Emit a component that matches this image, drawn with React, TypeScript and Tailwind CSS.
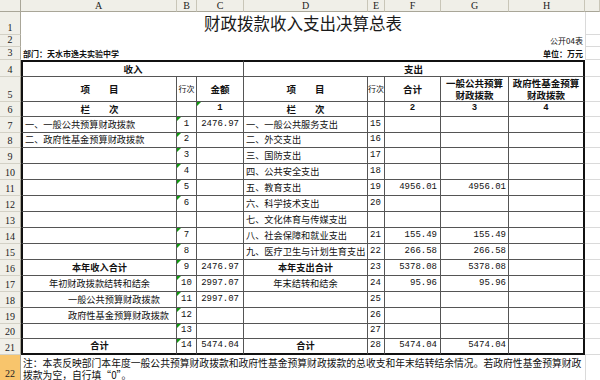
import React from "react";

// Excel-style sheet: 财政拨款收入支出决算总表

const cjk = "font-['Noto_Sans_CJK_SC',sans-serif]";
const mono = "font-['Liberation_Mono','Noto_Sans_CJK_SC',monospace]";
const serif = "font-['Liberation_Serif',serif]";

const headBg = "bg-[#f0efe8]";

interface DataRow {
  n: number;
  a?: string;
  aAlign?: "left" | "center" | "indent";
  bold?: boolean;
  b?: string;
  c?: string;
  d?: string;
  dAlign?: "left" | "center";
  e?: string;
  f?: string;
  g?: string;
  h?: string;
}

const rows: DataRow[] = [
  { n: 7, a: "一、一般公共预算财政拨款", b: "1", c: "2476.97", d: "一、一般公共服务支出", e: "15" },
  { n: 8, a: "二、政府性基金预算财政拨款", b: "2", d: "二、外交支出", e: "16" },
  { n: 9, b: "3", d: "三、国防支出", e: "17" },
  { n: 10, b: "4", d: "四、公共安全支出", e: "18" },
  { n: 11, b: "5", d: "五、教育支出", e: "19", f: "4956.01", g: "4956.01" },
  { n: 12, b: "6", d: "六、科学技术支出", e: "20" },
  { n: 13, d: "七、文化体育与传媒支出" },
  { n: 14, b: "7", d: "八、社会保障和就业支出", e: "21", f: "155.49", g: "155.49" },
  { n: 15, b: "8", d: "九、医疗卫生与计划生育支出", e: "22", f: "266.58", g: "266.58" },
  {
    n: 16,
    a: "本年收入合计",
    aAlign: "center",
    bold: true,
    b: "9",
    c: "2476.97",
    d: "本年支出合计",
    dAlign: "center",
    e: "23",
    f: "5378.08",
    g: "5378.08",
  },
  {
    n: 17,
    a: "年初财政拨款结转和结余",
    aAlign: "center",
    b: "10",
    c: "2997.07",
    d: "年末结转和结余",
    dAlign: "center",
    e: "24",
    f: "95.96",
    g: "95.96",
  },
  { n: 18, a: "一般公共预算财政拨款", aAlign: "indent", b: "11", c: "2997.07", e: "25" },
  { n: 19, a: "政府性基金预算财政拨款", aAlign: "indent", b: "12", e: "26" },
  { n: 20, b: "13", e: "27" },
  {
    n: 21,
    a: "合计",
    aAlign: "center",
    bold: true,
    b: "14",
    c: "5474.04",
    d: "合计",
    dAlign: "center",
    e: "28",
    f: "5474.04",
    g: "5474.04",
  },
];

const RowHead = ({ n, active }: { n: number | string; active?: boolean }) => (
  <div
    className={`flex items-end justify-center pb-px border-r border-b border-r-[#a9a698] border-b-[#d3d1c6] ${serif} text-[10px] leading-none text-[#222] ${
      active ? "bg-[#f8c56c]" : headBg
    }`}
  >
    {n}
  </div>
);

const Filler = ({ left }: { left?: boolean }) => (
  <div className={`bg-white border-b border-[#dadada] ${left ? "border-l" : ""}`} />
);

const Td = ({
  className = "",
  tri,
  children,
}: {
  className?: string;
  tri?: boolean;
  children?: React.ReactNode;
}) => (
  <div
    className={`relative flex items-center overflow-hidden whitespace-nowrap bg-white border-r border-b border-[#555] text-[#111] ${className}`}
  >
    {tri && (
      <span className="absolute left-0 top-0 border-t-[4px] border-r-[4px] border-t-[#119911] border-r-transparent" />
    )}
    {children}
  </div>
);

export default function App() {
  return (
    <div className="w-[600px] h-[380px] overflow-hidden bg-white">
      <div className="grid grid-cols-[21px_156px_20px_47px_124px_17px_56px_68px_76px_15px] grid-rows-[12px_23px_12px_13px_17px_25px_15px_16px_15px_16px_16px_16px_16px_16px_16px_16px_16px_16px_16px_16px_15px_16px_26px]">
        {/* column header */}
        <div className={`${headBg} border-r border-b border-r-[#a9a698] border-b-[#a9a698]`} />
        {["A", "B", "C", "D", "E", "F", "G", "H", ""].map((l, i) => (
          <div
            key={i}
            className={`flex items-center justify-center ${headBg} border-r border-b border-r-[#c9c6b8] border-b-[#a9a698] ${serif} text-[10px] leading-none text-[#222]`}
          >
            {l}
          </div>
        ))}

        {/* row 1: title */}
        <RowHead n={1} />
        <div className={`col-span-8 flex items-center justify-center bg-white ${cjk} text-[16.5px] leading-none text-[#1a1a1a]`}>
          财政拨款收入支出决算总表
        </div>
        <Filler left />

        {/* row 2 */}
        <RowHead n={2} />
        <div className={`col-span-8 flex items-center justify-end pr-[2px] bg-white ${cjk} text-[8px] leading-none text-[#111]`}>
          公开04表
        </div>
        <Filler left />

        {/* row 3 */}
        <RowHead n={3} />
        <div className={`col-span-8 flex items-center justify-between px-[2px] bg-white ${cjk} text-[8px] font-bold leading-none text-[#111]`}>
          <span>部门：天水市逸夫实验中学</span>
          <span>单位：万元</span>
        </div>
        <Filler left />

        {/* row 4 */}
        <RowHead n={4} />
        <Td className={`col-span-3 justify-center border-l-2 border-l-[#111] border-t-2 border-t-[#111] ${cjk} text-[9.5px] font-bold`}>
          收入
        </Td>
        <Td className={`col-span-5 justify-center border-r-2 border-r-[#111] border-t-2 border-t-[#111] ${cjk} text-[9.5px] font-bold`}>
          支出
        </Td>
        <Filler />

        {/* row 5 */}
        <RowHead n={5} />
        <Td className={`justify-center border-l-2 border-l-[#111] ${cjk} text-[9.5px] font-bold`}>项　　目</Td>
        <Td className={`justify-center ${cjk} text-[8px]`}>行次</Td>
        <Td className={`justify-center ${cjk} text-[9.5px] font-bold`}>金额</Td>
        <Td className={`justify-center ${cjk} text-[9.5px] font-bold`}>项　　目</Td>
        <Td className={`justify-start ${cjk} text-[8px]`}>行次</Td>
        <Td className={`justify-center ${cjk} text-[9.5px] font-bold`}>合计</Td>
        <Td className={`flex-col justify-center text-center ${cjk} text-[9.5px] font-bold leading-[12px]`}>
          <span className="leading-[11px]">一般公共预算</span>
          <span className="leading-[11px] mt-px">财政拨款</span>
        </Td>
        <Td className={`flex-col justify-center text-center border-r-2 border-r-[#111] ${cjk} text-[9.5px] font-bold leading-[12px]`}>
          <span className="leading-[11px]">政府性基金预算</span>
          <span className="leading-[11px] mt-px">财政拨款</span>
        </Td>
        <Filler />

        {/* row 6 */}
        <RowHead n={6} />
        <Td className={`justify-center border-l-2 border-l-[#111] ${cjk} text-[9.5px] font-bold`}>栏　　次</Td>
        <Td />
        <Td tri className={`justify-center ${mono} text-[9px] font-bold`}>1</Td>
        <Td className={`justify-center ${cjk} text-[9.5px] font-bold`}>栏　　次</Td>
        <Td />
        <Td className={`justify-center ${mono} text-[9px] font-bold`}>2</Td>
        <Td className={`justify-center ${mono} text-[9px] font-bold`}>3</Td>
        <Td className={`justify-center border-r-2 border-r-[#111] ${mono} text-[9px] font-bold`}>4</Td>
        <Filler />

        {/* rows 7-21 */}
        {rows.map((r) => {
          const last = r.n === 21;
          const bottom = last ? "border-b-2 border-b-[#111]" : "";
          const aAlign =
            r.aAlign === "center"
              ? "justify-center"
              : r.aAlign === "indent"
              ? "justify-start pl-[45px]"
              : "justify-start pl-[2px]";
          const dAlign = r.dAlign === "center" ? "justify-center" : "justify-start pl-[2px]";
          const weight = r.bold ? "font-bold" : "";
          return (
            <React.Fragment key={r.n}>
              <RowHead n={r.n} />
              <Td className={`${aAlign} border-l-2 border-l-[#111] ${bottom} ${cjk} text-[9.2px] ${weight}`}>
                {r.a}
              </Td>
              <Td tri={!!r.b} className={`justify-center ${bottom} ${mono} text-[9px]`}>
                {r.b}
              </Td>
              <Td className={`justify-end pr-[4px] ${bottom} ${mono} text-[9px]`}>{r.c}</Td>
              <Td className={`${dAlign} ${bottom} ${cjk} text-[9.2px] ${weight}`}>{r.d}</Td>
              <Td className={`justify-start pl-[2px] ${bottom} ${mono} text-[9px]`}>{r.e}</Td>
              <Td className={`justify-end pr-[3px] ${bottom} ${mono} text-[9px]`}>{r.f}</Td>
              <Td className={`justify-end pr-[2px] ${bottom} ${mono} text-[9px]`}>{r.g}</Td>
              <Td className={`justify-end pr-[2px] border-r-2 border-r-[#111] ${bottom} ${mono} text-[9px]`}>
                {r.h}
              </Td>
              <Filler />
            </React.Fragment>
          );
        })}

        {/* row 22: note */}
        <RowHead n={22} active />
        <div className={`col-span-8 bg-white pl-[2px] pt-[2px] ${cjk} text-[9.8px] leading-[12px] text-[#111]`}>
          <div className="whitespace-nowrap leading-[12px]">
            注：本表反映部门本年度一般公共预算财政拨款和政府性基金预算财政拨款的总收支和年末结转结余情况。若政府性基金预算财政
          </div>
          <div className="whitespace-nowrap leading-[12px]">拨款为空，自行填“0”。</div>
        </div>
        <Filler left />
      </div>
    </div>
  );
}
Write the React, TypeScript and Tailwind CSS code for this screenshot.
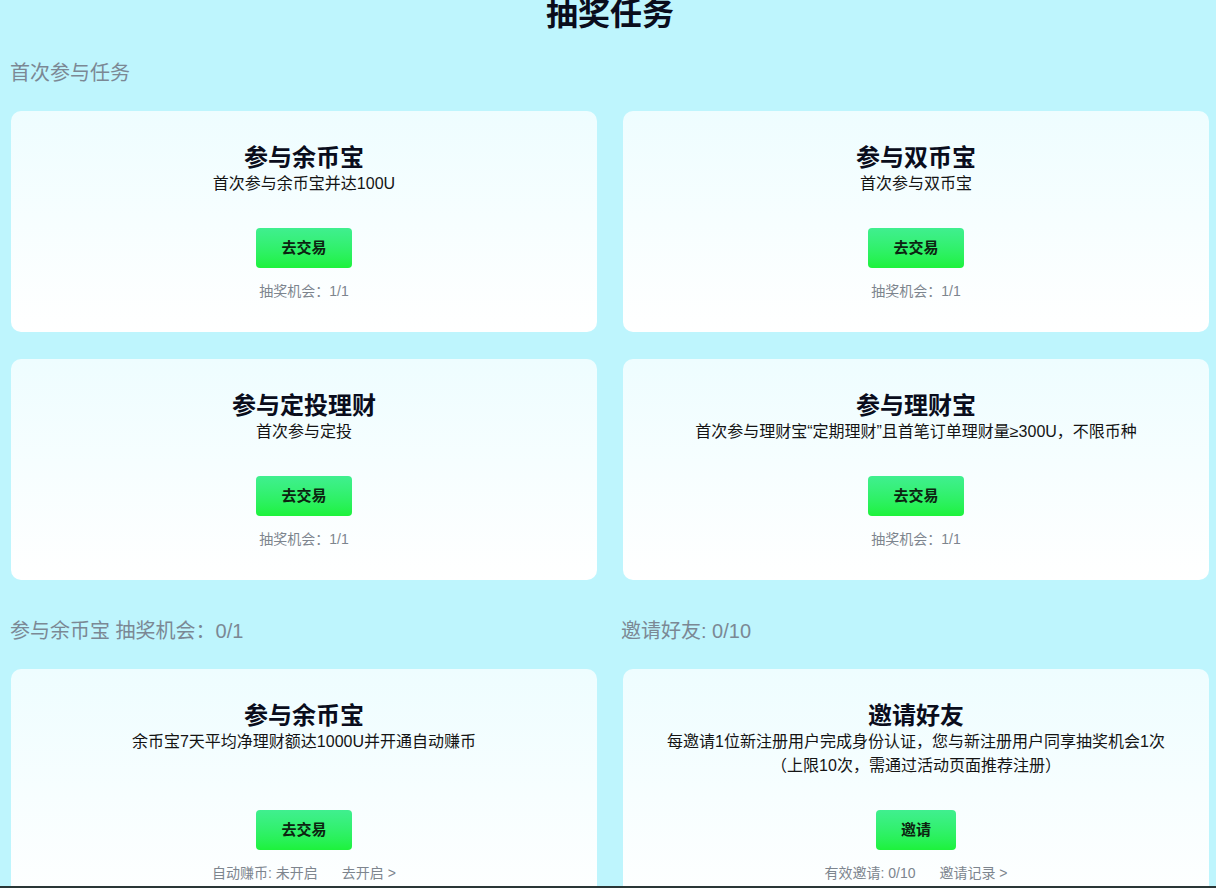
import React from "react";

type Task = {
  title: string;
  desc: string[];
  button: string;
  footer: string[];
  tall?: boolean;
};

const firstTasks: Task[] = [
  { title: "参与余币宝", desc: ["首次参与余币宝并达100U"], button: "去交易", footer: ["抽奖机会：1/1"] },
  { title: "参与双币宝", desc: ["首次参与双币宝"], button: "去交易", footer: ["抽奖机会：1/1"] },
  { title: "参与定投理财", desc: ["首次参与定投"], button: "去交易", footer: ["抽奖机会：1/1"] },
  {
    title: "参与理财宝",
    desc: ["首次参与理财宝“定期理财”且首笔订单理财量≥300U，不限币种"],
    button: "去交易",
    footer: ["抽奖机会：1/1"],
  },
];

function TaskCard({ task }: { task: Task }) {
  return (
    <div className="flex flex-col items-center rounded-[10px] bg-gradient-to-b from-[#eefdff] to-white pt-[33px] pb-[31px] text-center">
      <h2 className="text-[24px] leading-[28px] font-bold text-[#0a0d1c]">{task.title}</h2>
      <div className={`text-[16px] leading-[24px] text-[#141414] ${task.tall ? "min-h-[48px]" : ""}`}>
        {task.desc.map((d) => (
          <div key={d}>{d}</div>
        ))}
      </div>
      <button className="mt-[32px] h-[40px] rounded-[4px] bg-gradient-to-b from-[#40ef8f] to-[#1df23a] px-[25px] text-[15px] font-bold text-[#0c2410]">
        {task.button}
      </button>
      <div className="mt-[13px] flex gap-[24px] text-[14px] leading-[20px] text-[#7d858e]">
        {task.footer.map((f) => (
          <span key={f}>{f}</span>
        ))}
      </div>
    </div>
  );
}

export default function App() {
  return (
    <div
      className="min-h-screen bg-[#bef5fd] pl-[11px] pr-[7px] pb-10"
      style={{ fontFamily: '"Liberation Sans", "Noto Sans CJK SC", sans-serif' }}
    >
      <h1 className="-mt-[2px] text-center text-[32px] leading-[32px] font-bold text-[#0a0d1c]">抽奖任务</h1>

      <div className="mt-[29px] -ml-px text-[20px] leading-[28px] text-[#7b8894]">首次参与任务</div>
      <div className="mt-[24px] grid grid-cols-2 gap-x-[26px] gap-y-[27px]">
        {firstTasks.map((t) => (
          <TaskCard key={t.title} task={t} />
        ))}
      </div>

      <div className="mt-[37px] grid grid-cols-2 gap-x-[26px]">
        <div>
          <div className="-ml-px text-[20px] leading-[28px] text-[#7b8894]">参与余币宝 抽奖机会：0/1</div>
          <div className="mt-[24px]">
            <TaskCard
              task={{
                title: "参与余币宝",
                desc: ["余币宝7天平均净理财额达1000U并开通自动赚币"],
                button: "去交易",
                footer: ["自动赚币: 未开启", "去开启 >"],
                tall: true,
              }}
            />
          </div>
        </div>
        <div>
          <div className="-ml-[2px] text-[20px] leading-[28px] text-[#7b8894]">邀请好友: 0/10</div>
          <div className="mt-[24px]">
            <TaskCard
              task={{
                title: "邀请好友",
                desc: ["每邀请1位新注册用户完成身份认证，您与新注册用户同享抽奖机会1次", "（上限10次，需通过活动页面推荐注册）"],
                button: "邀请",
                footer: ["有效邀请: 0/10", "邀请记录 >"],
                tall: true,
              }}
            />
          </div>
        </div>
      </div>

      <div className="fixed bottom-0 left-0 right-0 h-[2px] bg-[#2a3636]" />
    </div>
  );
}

****************

* [EXERCISE TASK]
Copy out every line of the material above that mentions the word "React".

* [OUTPUT FOR THIS EXERCISE]
Emit a component that matches this image, drawn with React, TypeScript and Tailwind CSS.
import React from "react";
  children?: React.ReactNode;
            <React.Fragment key={r.n}>
            </React.Fragment>
Write the React, TypeScript and Tailwind CSS code for this screenshot.
import React from "react";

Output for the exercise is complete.